> [Stated problem] Take each line containing "styles" and report it exactly as written.

⟨

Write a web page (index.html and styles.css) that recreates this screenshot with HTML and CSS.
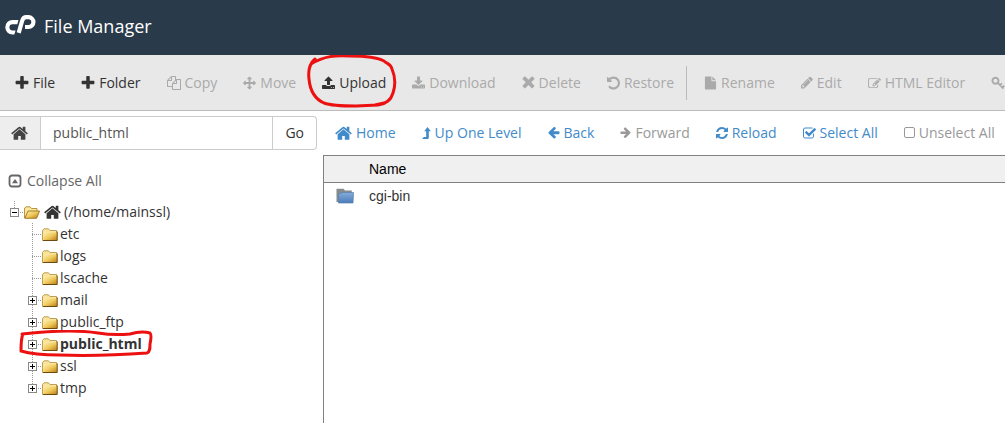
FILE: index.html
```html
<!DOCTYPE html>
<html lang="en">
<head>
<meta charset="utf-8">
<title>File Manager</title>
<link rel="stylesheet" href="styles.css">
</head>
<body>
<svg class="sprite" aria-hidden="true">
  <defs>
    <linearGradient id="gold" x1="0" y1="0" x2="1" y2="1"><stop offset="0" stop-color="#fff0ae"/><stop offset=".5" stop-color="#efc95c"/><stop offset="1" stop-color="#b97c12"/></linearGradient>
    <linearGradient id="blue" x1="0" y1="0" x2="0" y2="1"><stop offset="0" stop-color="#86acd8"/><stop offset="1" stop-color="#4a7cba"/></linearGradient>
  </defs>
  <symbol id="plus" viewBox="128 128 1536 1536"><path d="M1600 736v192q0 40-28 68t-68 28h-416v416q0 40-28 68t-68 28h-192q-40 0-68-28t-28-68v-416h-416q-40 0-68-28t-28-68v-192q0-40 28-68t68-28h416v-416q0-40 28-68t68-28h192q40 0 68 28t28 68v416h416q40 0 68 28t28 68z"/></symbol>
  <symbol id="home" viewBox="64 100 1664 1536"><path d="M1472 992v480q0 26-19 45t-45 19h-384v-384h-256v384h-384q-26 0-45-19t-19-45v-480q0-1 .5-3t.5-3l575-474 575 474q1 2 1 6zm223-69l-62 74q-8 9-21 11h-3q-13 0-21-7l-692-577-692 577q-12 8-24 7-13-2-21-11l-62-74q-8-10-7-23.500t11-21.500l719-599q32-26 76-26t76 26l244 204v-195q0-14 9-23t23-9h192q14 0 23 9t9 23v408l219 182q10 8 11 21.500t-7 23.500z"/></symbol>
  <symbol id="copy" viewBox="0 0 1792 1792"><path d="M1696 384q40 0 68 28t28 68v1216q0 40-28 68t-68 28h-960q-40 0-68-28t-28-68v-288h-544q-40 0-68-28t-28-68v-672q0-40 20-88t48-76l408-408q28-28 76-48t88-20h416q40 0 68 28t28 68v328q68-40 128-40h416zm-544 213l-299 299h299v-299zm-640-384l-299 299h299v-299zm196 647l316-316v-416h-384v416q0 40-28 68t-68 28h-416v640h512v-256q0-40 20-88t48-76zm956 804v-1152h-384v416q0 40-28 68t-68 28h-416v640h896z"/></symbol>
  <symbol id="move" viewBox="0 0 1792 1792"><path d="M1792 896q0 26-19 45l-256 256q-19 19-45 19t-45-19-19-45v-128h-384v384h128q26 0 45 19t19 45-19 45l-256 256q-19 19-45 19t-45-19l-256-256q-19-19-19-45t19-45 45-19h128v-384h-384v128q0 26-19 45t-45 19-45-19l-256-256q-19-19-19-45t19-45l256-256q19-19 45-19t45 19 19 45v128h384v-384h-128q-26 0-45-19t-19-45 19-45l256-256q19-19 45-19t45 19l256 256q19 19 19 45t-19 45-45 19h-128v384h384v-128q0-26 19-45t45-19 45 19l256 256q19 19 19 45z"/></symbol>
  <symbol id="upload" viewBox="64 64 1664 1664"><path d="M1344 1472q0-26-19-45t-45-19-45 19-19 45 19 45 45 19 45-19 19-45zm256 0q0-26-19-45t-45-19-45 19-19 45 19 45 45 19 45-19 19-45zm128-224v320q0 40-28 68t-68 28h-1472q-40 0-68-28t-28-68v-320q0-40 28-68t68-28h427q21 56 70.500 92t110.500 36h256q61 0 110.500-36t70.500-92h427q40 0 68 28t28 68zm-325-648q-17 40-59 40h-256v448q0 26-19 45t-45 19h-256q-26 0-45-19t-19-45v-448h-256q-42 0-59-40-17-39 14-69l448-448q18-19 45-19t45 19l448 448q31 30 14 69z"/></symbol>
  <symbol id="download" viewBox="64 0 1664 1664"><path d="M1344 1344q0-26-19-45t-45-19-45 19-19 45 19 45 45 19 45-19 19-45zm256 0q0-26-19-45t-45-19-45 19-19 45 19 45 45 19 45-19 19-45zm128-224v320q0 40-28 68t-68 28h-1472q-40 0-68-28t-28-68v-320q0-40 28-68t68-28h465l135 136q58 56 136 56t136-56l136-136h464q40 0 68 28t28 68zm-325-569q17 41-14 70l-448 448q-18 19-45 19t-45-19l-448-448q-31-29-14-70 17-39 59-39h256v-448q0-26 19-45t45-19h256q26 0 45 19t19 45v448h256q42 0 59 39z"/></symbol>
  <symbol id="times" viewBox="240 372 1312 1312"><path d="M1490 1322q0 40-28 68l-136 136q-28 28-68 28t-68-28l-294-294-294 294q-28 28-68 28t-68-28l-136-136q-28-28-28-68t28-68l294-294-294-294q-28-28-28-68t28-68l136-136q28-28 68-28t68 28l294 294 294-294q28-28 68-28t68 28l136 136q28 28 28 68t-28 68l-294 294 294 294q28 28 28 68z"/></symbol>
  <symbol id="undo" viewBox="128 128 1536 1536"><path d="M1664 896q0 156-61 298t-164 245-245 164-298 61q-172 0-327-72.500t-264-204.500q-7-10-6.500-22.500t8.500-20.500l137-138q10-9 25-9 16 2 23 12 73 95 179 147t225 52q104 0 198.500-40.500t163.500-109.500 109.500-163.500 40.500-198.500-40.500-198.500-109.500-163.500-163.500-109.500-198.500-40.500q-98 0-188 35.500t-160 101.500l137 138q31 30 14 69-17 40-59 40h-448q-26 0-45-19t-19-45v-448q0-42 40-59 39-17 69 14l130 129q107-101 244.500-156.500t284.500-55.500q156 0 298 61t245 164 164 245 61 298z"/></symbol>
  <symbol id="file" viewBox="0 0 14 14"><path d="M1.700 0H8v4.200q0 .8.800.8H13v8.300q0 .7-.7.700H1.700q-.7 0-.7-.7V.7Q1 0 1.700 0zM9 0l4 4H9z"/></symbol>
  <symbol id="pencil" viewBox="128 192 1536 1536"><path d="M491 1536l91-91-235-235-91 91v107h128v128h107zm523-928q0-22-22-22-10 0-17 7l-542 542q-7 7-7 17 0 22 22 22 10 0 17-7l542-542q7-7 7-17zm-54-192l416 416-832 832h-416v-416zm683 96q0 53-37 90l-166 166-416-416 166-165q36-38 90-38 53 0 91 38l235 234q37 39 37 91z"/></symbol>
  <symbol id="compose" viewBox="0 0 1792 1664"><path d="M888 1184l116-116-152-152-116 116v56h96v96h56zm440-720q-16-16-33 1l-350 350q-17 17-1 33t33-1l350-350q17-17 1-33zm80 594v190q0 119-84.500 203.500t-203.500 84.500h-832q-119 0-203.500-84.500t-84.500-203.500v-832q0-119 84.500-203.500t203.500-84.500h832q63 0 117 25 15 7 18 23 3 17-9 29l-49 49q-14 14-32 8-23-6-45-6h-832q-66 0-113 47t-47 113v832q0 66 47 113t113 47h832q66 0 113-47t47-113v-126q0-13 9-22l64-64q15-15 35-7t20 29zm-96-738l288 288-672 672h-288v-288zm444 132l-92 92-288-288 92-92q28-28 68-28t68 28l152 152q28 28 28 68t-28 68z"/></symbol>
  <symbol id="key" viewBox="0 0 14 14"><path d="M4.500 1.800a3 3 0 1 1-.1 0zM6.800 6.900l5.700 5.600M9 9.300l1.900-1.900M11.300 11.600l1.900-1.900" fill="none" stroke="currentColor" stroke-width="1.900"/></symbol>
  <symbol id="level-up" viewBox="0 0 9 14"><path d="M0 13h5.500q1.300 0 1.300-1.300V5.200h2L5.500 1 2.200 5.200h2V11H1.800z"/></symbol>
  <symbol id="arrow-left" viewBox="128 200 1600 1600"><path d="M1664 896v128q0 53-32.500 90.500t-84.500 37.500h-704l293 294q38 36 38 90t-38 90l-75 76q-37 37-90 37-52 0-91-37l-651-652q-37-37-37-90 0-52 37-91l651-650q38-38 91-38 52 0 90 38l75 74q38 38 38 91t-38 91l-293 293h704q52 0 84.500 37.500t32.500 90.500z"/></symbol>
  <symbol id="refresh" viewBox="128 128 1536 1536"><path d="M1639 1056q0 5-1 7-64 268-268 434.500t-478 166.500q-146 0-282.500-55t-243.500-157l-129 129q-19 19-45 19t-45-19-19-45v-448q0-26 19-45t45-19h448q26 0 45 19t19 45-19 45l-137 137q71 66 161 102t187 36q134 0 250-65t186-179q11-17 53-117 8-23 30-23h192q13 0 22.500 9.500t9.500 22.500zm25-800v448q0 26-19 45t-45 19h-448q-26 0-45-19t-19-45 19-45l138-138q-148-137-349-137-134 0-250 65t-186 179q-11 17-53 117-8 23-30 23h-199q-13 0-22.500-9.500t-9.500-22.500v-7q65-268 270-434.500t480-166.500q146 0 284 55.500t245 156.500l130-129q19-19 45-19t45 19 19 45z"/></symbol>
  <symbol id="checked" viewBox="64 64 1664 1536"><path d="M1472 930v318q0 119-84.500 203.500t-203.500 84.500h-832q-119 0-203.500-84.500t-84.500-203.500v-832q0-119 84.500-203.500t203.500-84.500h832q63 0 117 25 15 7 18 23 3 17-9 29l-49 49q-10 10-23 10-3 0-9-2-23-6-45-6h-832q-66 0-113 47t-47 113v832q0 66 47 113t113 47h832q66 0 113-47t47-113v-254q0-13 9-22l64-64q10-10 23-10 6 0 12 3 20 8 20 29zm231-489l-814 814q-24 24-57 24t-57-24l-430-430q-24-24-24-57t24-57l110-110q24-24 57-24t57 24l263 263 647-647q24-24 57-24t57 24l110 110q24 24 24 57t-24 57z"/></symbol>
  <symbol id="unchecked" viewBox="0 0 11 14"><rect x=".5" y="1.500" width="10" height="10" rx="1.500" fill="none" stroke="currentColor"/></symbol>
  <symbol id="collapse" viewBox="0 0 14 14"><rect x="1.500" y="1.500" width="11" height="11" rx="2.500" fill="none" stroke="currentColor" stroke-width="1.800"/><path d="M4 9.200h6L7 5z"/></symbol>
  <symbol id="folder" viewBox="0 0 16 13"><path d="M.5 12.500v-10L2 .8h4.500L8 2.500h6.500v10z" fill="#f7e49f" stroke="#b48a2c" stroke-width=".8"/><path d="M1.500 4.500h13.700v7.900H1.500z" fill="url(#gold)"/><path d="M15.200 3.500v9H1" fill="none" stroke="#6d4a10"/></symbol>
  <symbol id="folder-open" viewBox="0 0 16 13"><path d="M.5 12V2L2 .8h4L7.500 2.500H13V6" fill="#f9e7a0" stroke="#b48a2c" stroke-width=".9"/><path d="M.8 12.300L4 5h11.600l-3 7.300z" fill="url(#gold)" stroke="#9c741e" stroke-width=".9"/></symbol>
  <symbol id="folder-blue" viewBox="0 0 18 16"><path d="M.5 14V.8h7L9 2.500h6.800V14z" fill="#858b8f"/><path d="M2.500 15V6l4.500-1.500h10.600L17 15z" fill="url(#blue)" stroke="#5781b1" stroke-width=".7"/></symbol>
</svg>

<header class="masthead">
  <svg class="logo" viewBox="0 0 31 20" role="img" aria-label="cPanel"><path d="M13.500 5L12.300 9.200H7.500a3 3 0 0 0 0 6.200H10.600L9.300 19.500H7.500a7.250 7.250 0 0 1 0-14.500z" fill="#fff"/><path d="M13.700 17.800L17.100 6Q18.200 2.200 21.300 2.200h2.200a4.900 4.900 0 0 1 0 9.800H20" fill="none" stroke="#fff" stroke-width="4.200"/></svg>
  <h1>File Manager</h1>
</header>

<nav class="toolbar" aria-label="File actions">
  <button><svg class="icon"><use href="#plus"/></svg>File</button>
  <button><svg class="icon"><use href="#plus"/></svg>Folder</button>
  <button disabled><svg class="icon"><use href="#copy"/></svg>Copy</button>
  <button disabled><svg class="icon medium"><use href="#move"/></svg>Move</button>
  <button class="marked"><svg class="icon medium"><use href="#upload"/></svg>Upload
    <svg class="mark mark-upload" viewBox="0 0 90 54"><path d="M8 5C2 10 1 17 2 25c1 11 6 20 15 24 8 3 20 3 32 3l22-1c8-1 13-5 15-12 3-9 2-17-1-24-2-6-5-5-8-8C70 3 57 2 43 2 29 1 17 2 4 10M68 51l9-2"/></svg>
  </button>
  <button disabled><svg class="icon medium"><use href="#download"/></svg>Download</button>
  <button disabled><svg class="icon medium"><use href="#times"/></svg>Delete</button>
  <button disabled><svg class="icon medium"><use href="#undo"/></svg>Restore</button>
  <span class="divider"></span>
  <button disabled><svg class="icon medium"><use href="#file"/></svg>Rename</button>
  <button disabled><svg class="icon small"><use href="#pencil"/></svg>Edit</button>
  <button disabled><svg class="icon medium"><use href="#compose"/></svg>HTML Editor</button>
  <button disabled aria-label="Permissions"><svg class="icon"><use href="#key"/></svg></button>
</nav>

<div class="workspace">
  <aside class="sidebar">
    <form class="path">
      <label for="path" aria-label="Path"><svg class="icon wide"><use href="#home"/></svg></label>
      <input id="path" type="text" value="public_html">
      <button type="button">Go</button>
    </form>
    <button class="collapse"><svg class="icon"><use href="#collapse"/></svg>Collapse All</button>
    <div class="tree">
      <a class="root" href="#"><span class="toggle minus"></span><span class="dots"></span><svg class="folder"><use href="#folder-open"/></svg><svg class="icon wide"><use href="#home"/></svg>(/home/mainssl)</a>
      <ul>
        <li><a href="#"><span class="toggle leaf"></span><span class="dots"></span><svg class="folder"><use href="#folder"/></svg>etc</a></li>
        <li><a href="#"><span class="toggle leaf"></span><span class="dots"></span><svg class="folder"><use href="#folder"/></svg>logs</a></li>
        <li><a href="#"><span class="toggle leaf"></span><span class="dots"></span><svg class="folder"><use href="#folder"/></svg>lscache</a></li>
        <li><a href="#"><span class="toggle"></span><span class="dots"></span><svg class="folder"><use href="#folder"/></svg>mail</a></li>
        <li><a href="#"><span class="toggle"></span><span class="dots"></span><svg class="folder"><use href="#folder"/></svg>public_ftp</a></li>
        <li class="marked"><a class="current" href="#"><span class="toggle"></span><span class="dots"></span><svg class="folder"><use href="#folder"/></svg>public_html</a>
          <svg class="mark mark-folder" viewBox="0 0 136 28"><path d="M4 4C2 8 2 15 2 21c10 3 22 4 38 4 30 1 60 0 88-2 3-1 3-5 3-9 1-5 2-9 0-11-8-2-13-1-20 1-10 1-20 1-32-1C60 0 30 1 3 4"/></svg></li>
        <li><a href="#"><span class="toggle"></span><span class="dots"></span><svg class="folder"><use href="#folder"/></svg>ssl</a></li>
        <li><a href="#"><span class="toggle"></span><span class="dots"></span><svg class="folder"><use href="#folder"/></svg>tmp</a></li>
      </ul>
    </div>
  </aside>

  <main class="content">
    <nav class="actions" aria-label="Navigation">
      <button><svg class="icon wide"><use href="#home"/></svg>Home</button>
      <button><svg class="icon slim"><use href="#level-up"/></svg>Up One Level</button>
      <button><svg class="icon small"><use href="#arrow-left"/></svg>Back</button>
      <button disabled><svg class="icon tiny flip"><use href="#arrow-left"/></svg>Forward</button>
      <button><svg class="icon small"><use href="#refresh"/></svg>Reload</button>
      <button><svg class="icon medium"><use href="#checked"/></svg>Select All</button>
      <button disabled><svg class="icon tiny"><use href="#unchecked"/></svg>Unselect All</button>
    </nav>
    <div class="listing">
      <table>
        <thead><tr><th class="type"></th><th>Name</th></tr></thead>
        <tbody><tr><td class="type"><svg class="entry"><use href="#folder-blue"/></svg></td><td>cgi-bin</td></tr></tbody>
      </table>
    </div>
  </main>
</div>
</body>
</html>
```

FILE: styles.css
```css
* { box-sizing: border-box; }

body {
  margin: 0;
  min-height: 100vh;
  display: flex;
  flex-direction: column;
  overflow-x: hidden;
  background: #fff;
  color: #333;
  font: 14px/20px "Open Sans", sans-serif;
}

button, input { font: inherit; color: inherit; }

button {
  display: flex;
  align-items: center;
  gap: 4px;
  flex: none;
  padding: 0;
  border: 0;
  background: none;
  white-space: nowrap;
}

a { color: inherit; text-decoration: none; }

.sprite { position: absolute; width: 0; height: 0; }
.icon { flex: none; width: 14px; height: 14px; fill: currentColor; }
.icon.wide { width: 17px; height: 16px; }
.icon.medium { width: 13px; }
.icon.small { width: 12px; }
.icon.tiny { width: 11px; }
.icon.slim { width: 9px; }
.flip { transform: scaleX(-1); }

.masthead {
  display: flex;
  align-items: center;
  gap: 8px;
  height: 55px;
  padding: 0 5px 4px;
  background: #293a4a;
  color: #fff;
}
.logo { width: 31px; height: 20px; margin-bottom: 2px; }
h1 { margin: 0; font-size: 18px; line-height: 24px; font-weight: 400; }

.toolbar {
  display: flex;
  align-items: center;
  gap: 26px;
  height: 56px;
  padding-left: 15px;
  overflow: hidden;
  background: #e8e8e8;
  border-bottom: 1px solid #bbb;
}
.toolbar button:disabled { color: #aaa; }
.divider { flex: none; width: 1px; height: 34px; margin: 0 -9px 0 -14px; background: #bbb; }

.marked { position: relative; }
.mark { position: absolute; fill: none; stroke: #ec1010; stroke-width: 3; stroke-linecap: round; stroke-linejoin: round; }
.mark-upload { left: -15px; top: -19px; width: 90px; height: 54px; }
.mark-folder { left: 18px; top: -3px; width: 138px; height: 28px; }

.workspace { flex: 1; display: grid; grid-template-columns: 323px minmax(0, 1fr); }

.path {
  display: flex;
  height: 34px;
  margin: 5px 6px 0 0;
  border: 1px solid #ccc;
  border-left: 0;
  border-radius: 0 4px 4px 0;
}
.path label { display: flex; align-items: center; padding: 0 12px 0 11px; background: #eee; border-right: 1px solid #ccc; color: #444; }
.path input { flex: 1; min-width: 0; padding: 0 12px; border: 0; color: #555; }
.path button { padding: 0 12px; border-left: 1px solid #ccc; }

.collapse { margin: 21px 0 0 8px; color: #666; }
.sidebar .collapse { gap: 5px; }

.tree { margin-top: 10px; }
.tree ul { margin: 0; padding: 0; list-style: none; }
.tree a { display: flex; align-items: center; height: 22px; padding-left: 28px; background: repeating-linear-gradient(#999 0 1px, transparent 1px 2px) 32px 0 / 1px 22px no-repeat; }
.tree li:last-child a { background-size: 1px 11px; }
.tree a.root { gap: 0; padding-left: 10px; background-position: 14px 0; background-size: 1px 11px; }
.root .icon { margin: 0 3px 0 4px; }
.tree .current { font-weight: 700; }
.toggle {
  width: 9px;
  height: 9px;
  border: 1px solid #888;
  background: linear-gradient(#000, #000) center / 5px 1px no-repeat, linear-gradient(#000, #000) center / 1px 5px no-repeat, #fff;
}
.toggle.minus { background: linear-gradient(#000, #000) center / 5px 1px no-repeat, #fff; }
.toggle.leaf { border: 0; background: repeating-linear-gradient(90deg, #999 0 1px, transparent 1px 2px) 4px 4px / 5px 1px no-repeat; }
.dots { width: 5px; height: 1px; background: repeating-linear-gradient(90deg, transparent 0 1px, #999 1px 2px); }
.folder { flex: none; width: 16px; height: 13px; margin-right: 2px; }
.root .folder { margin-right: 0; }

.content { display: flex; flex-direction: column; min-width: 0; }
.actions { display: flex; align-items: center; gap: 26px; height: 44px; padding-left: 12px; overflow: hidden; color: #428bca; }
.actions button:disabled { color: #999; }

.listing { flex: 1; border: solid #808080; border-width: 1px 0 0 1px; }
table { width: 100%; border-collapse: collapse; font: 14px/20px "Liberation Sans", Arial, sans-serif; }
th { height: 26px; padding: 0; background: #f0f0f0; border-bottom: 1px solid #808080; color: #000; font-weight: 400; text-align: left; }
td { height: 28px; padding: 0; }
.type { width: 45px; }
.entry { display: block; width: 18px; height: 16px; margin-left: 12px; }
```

⟩

> [Response]
Write a web page (index.html and styles.css) that recreates this screenshot with HTML and CSS.
<link rel="stylesheet" href="styles.css">
FILE: styles.css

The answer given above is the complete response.